The U.S. Central Command Public Affairs uploads photos of U.S. marines comforting infants of Afghan parents. Slight consolation for those outside Kabul airport who could not get flights out of the country now ruled by the Taliban.

The swift takeover of Afghanistan by the militant group had left little chance for reactions and put many people in the country at significant risk. So far, the evacuation progress has been lousy, chaotic, and nerve-wracking, especially with the militant group not entirely sticking to their words of peace and seeking no vengeance.

In Kabul airport alone, Taliban fighters reportedly used whips, gunfire, and sharp objects on desperate crowds, not caring if they hurt women or children.

The moments of last hope came for Afghan mothers, who were seen passing their beloved babies to strangers outside of Kabul airport, hoping their children could escape. Those images swarmed on social media.

“The mothers were desperate, they were getting beaten by the Taliban. They shouted, ‘Save my baby!’ and threw the babies at us. Some of the babies fell on the barbed wire,” a Parachute Regiment officer told the UK’s Independent.

The U.S. Central Command Public Affairs had some messages to send back to the mothers who had to face the chance of never seeing their kids again: some infants were being tended by U.S. soldiers.

U.S. soldier tending an infant in his arms, August 20, 2021 (Sgt. Isaiah Campbell/U.S. Central Command Public Affairs)

The photos were taken at Kabul’s international airport, where thousands of NATO and American citizens, as well as Afghan refugees who collaborated with the West throughout the “war on terror,” have been awaiting evacuation in the days since the country’s government and military forces crumbled.

A Marine assigned to the 24th Marine Expeditionary Unit (MEU) calms an infant during an evacuation at Hamid Karzai International Airport, Kabul, Afghanistan, Aug. 20. U.S. service members and coalition partners are assisting the Department of State with a Non-combatant Evacuation Operation (NEO) in Afghanistan. (U.S. Marine Corps photo by Sgt. Isaiah Campbell/U.S. Central Command Public Affairs)

While the child’s identity is unknown, the marine is claimed to be attached to the 24th Marine Expeditionary Unit (MEU) in North Carolina, according to the Independent.

On Tuesday, 185 children were among 823 Afghans on board a U.S. military plane that evacuated them from the country. With a deadline of Aug. 31 looming, more flights are scheduled in the coming days.

Marines assigned to the 24th Marine Expeditionary Unit (MEU) calm infants during an evacuation at Hamid Karzai International Airport, Kabul, Afghanistan, Aug. 20. U.S. service members and coalition partners are assisting the Department of State with a Non-combatant Evacuation Operation (NEO) in Afghanistan. (U.S. Marine Corps photo by Sgt. Isaiah Campbell/U.S. Central Command Public Affairs)

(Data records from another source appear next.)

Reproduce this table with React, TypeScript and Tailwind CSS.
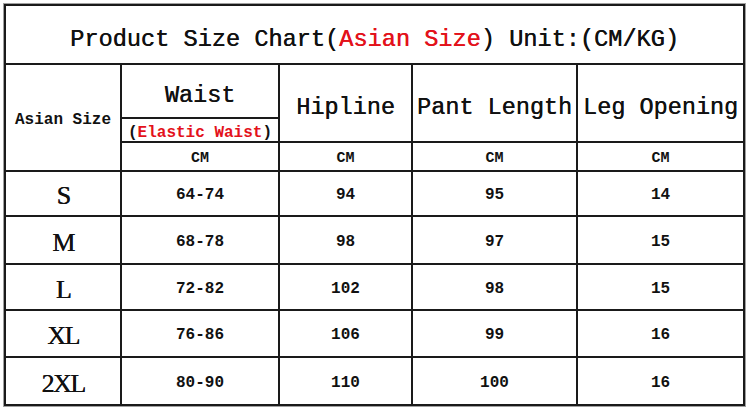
import React from "react"

type Row = {
    size: string;
    waist: string;
    hip: string;
    length: string;
    leg: string;
}

const rows: Row[] = [
    { size: 'S', waist: '64-74', hip: '94', length: '95', leg: '14' },
    { size: 'M', waist: '68-78', hip: '98', length: '97', leg: '15' },
    { size: 'L', waist: '72-82', hip: '102', length: '98', leg: '15' },
    { size: 'XL', waist: '76-86', hip: '106', length: '99', leg: '16' },
    { size: '2XL', waist: '80-90', hip: '110', length: '100', leg: '16' },
]

const mono = "font-['Liberation_Mono','DejaVu_Sans_Mono',monospace]"
const serif = "font-['Liberation_Serif','Times_New_Roman',serif]"
// heavier look for the big regular-weight text
const thick = "[text-shadow:0.4px_0_0_currentColor]"

const Cell: React.FC<{ className?: string; children?: React.ReactNode }> = ({ className, children }) => (
    <div className={`bg-white flex items-center justify-center text-[#111] ${className ?? ''}`}>{children}</div>
)

const App: React.FC = () => {
    return (
        <div className="w-[750px] h-[410px] bg-white pt-[4px] pl-[4px]">
            <div className="w-[741px] grid grid-cols-[114px_156px_131px_163px_165px] grid-rows-[57px_52px_22px_27px_43px_46px_44px_45px_46px] gap-[2px] p-[2px] bg-[#1a1a1a] shadow-[0_0_0_1px_#a0a0a0]">
                <Cell className={`col-span-5 ${mono} ${thick} text-[23.6px] pt-[10px] whitespace-pre`}>
                    Product Size Chart(<span className="text-[#e3121b]">Asian Size</span>) Unit:(CM/KG)
                </Cell>
                <Cell className={`row-span-3 ${mono} text-[16px] font-bold pt-[4px]`}>Asian Size</Cell>
                <Cell className={`${mono} ${thick} text-[23.5px] pt-[10px]`}>Waist</Cell>
                <Cell className={`row-span-2 ${mono} ${thick} text-[23.5px] pt-[10px]`}>Hipline</Cell>
                <Cell className={`row-span-2 ${mono} ${thick} text-[23.5px] pt-[10px]`}>Pant Length</Cell>
                <Cell className={`row-span-2 ${mono} ${thick} text-[23.5px] pt-[10px]`}>Leg Opening</Cell>
                <Cell className={`${mono} text-[16px] font-bold whitespace-pre pt-[6px]`}>
                    (<span className="text-[#e3121b]">Elastic Waist</span>)
                </Cell>
                {['CM', 'CM', 'CM', 'CM'].map((u, i) => (
                    <Cell key={i} className={`${mono} text-[15px] font-bold pt-[5px]`}>{u}</Cell>
                ))}
                {rows.map((r) => (
                    <React.Fragment key={r.size}>
                        <Cell className={`${serif} ${thick} text-[26px] tracking-[-1.5px] pt-[4px]`}>{r.size}</Cell>
                        <Cell className={`${mono} text-[16px] font-bold pt-[3px]`}>{r.waist}</Cell>
                        <Cell className={`${mono} text-[16px] font-bold pt-[3px]`}>{r.hip}</Cell>
                        <Cell className={`${mono} text-[16px] font-bold pt-[3px]`}>{r.length}</Cell>
                        <Cell className={`${mono} text-[16px] font-bold pt-[3px]`}>{r.leg}</Cell>
                    </React.Fragment>
                ))}
            </div>
        </div>
    )
}

export default App;
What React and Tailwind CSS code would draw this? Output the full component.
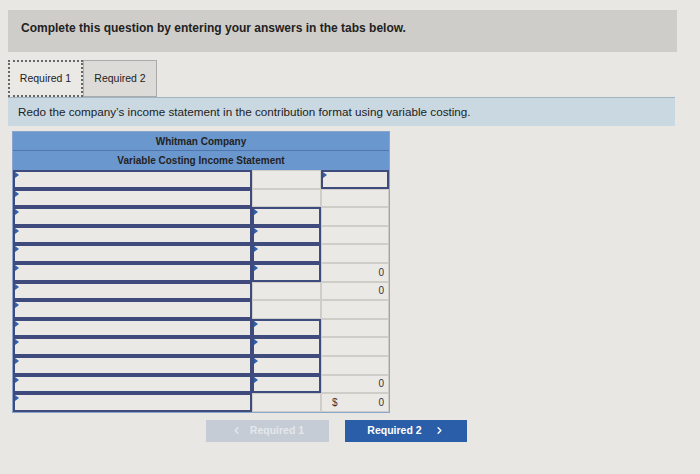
import { ChevronLeft, ChevronRight } from 'lucide-react'

// b = bordered input, p = plain cell
const rows = [
  ['b', 'p', 'b', ''],
  ['b', 'p', 'p', ''],
  ['b', 'b', 'p', ''],
  ['b', 'b', 'p', ''],
  ['b', 'b', 'p', ''],
  ['b', 'b', 'p', '0'],
  ['b', 'p', 'p', '0'],
  ['b', 'p', 'p', ''],
  ['b', 'b', 'p', ''],
  ['b', 'b', 'p', ''],
  ['b', 'b', 'p', ''],
  ['b', 'b', 'p', '0'],
  ['b', 'p', 'p', '$0'],
]

function Cell({ kind, value }) {
  if (kind === 'b') {
    return (
      <div className="relative h-full border-2 border-[#3f4b7d] bg-[#ebe9e5]">
        <span className="absolute left-0 top-0 h-0 w-0 border-y-[3px] border-l-[4px] border-y-transparent border-l-[#2e5fb0]" />
      </div>
    )
  }
  const dollar = value.startsWith('$')
  return (
    <div className="flex h-full items-center justify-between border border-[#cfcdc8] bg-[#ebe9e5] pl-[10px] pr-1 text-[10px] text-[#333]">
      <span>{dollar ? '$' : ''}</span>
      <span>{dollar ? value.slice(1) : value}</span>
    </div>
  )
}

export default function App() {
  return (
    <div className="h-[474px] w-[700px] bg-[#e9e7e3] px-2 pt-[10px] font-['Liberation_Sans',Arial,sans-serif] text-[#222]">
      <div className="h-[42px] w-[669px] bg-[#cfcdc9] pl-[13px] pt-[9px] text-[12px] font-bold">
        Complete this question by entering your answers in the tabs below.
      </div>

      <div className="mt-2 flex">
        <div className="flex h-[37px] w-[75px] items-center justify-center border-2 border-dotted border-[#666] bg-[#ebe9e5] text-[10.5px]">
          Required 1
        </div>
        <div className="flex h-[37px] w-[74px] items-center justify-center border border-[#aaa] bg-[#dddbd7] text-[10.5px]">
          Required 2
        </div>
      </div>

      <div className="flex h-[29px] w-[667px] items-center border-t border-[#9fb3c0] bg-[#c9d8e1] pl-[10px] text-[11.7px]">
        Redo the company&rsquo;s income statement in the contribution format using variable costing.
      </div>

      <div className="ml-1 mt-[5px] w-[378px] border border-[#8aa6cc]">
        <div className="flex h-[19px] items-center justify-center border-b border-[#4f77ad] bg-[#6b97cf] text-[10px] font-bold">
          Whitman Company
        </div>
        <div className="flex h-[19px] items-center justify-center bg-[#6b97cf] text-[10px] font-bold">
          Variable Costing Income Statement
        </div>
        <div className="flex flex-col">
          {rows.map((r, i) => (
            <div key={i} className="grid h-[18.6px] grid-cols-[239px_69px_1fr]">
              <Cell kind={r[0]} value="" />
              <Cell kind={r[1]} value="" />
              <Cell kind={r[2]} value={r[3]} />
            </div>
          ))}
        </div>
      </div>

      <div className="mt-[7px] flex gap-4 pl-[198px]">
        <button className="flex h-[22px] w-[123px] items-center justify-center gap-2 bg-[#c6ccd5] text-[10.5px] font-bold text-[#e4e7ec]">
          <ChevronLeft size={11} strokeWidth={3} />
          Required 1
        </button>
        <button className="flex h-[22px] w-[122px] items-center justify-center gap-3 bg-[#2b5ea9] text-[10.5px] font-bold text-white">
          Required 2
          <ChevronRight size={11} strokeWidth={3} />
        </button>
      </div>
    </div>
  )
}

The U.S. has been chastised for failing to foresee the Taliban recapturing Afghanistan just weeks after it entirely withdrew, as well as for unwitting measures to ensure evacuation of individuals facing Taliban retaliation.

U.S. service member carries a child at an Evacuation Control Checkpoint during an evacuation at Hamid Karzai International Airport, Kabul, Afghanistan, Aug. 20. U.S. service members assist the Department of State with a non-combatant evacuation operation (NEO) in Afghanistan. (U.S. Marine Corps photo by Staff Sgt. Victor Mancilla/U.S. Central Command Public Affairs)

In the latest update by the Pentagon, one infant who was recorded being given to a U.S. marine via the wire wall at Kabul airport had been reunited with its father.

According to Pentagon spokesman John Kirby, the Marines were told the unidentified baby was sick and asked for their help.

“So the Marine you see reaching over the wall took it to a Norwegian hospital that is at the airport. They treated the child and returned the child to the child’s father,” he said.